For the mods: link discusses Keystone event, history and food with bacon in it. Lots of bacon pictures and contains real meat. There is bluegrass music so be ready with that mute button if twang is just too much. Also there is a pic or two of adult beverage and bacon eating contest. Also some historical pics of the Chicago stockyards and a meat locker. Then "The Bomb" serves 8 and includes woven bacon casing around the ground meat and spices inside. Only in Chicago, beer and bacon considered the finest pairing. No endorsement from the guv, sorry. Road trip to Iowa with real pig pics and pig GTG's for pigs with breeding. Even Cali food trucks with a mac and bacon grilled cheese sand cannot get out of there without consuming at least 4 oz of bacon. Bacon emits VOC's which explains why ppl are so attracted to the smell of frying bacon. This vid goes on and on so good to watch while you are pigging out.   -crofter


RE: traveling for food - highdesertranger - 04-09-2020

it's not for the mods. seriously you don't need to say that.

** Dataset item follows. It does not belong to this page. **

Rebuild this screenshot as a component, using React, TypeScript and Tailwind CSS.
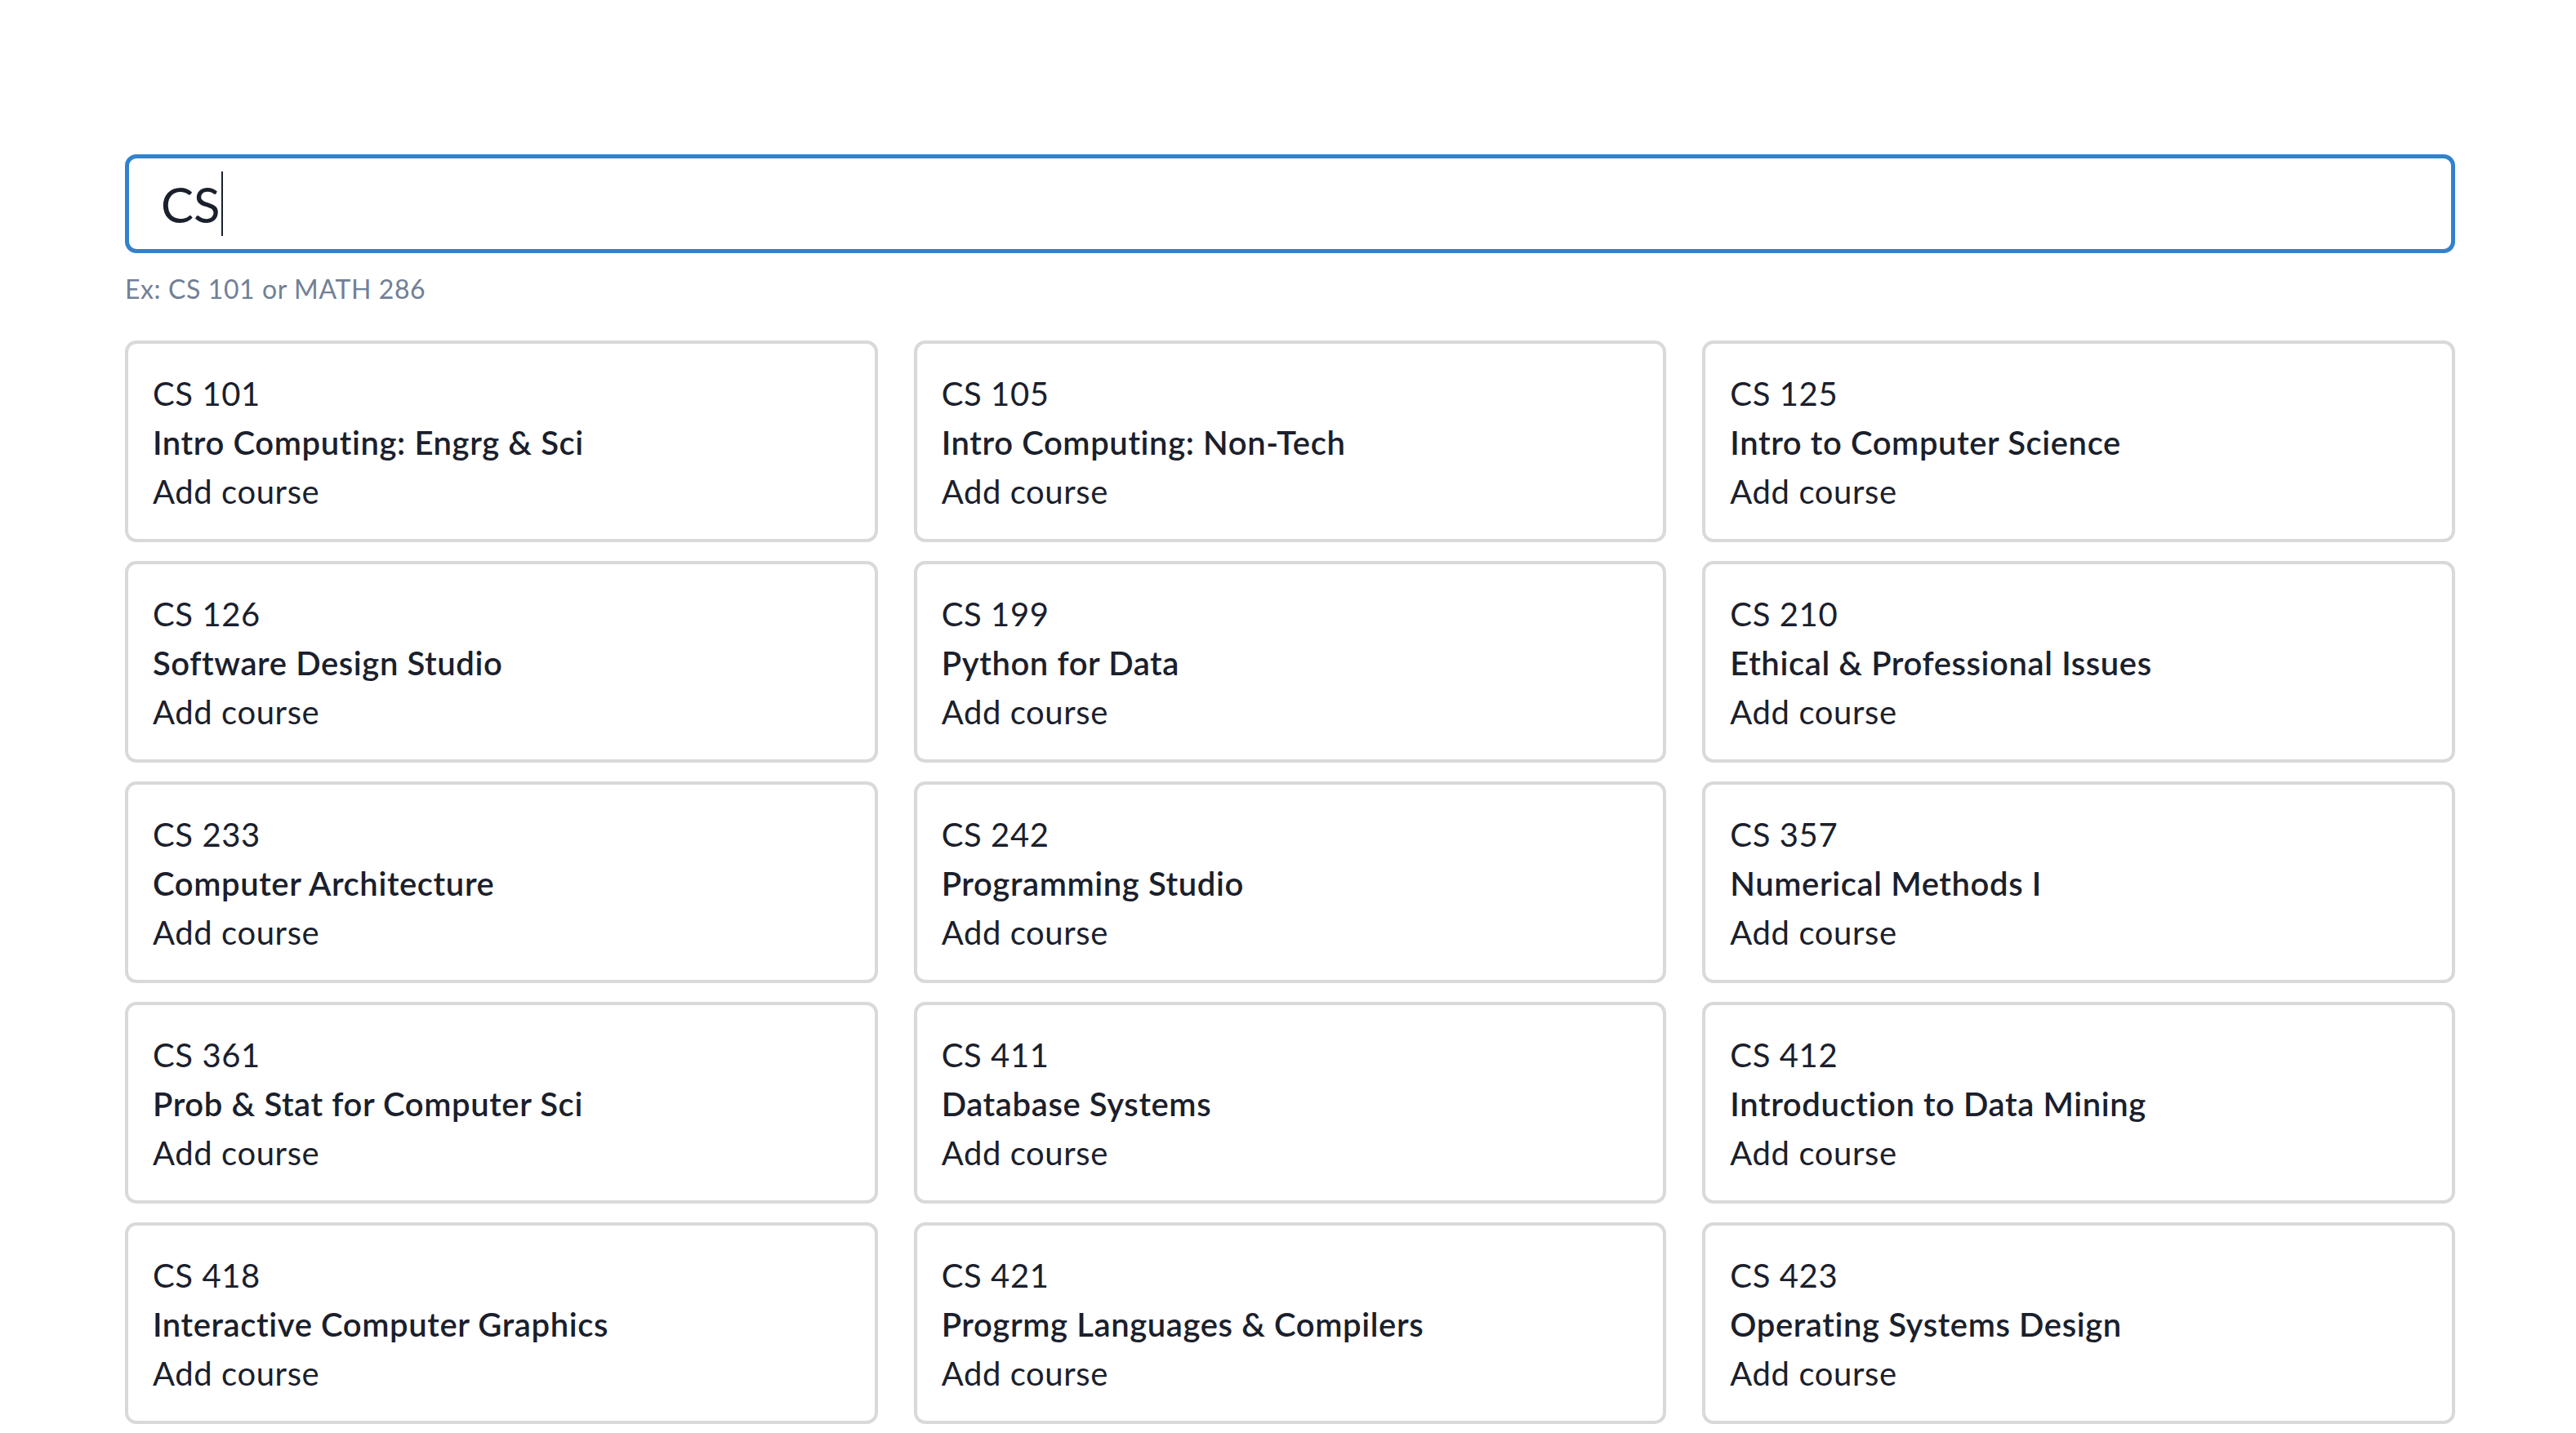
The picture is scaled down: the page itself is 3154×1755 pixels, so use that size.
import React from "react";

type Course = { code: string; title: string };

const courses: Course[] = [
  { code: "CS 101", title: "Intro Computing: Engrg & Sci" },
  { code: "CS 105", title: "Intro Computing: Non-Tech" },
  { code: "CS 125", title: "Intro to Computer Science" },
  { code: "CS 126", title: "Software Design Studio" },
  { code: "CS 199", title: "Python for Data" },
  { code: "CS 210", title: "Ethical & Professional Issues" },
  { code: "CS 233", title: "Computer Architecture" },
  { code: "CS 242", title: "Programming Studio" },
  { code: "CS 357", title: "Numerical Methods I" },
  { code: "CS 361", title: "Prob & Stat for Computer Sci" },
  { code: "CS 411", title: "Database Systems" },
  { code: "CS 412", title: "Introduction to Data Mining" },
  { code: "CS 418", title: "Interactive Computer Graphics" },
  { code: "CS 421", title: "Progrmg Languages & Compilers" },
  { code: "CS 423", title: "Operating Systems Design" },
];

function CourseCard({ course }: { course: Course }) {
  return (
    <div className="rounded-[14px] border-[4px] border-[#d9d9d9] bg-white px-[30px] pt-[31px] pb-[28px] text-[40px] leading-[60px] tracking-[0.6px] text-[#1a202c]">
      <div>{course.code}</div>
      <div className="font-semibold">{course.title}</div>
      <div>Add course</div>
    </div>
  );
}

export default function App() {
  return (
    <div
      className="min-h-screen bg-white"
      style={{ fontFamily: "Lato, 'Open Sans', sans-serif" }}
    >
      <div className="ml-[153px] w-[2853px] pt-[189px]">
        <div className="flex h-[121px] items-center rounded-[14px] border-[5px] border-[#3182ce] bg-white pl-[39px]">
          <span className="text-[60px] leading-none text-[#1a202c]">CS</span>
          <span className="ml-[1px] h-[79px] w-[2px] bg-[#1a202c]" />
        </div>
        <p className="mt-[20px] text-[32px] leading-[48px] tracking-[0.6px] text-[#718096]">
          Ex: CS 101 or MATH 286
        </p>

        <div className="mt-[39px] grid grid-cols-3 gap-x-[44px] gap-y-[23px]">
          {courses.map((c) => (
            <CourseCard key={c.code} course={c} />
          ))}
        </div>
      </div>
    </div>
  );
}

it's for all the members that have limited data and have to be choosy about which videos to watch if any. that is the purpose of the rule. think about other people not just yourself.

highdesertranger


RE: traveling for food - crofter - 04-09-2020

(04-09-2020, 01:26 PM)highdesertranger Wrote:  it's not for the mods....
I'll note it as "Description" then. Bacon VOC's work online too.  I thiught the pig pics were the cutest.  -crofter


traveling for food - waldenbound - 04-09-2020

For anyone traveling east-west through Texas on I-10. In Junction, there are two bbq places, Coopers and Lums. They say Lums is better, so I went there. Fabulous bbq, lots of sides.
A must when traveling through Texas Hill Country. Junction is about 110 miles west of San Antonio.